In the Xlib ABI in Keith Packard's head, I assume that's true, and it certainly seems reasonable. The fact remains, however, that the ABI provided by classic Xlib implements different behaviour for users of Xlibint functionality to the XCB Xlib. Changes in ABI, even just from as-implemented to as-intended, should really be accompanied by a library version change, so that even if the new behaviour becomes the default, the older version is still available to older applications. Linux distributions, for example, can then provide the older version as an optional install to allow old (broken) apps to run properly, or symlink it to the new version to force old (broken) apps to show up as broken.

[snip]

> As you have suggested, building your extension code with XTHREADS may work with
> older Xlibs that do not use XTHREADS. However, building your extension code
> without XTHREADS will break with an XTHREADS Xlib. I understand your argument
> that older versions of Xlib didn't actually use internal locking and unlocking
> code if you didn't call XInitThreads(), and thus you could get away without
> even trying to call them; however, that does not mean that you do not need to
> call the macros which check for the internal lock and unlock function pointers
> and call them if set.

I was the one asking about the XTHREADS issue, not sandmann, actually.
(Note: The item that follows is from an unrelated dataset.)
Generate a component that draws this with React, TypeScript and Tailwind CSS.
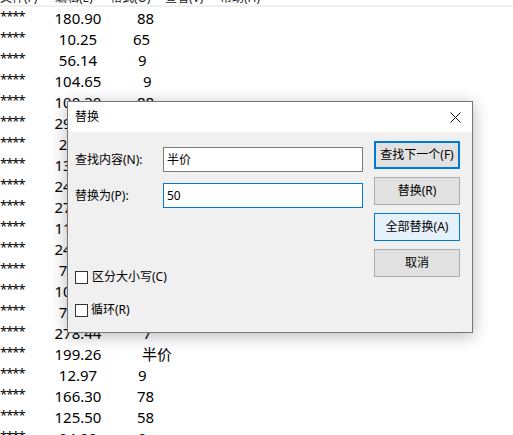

As we've established, the issue here is that the difference in behaviour between classic Xlib and XCB Xlib constitutes a change in the presented ABI. Whether that's from as-implemented to as-intended behaviour is irrelevant if the result is that many programs relying on the old behaviour won't work with the new implementation. My view is that this is really a problem with for the Linux distributions to sort out, and of course it doesn't affect my particular project since I can rebuild with XTHREADS to get the required behaviour, but there are going to be people who need to run (broken) legacy apps who will find that they also need XCB-based apps in future, and can't install compatible libraries for both, which wouldn't have been a problem with a library version bump.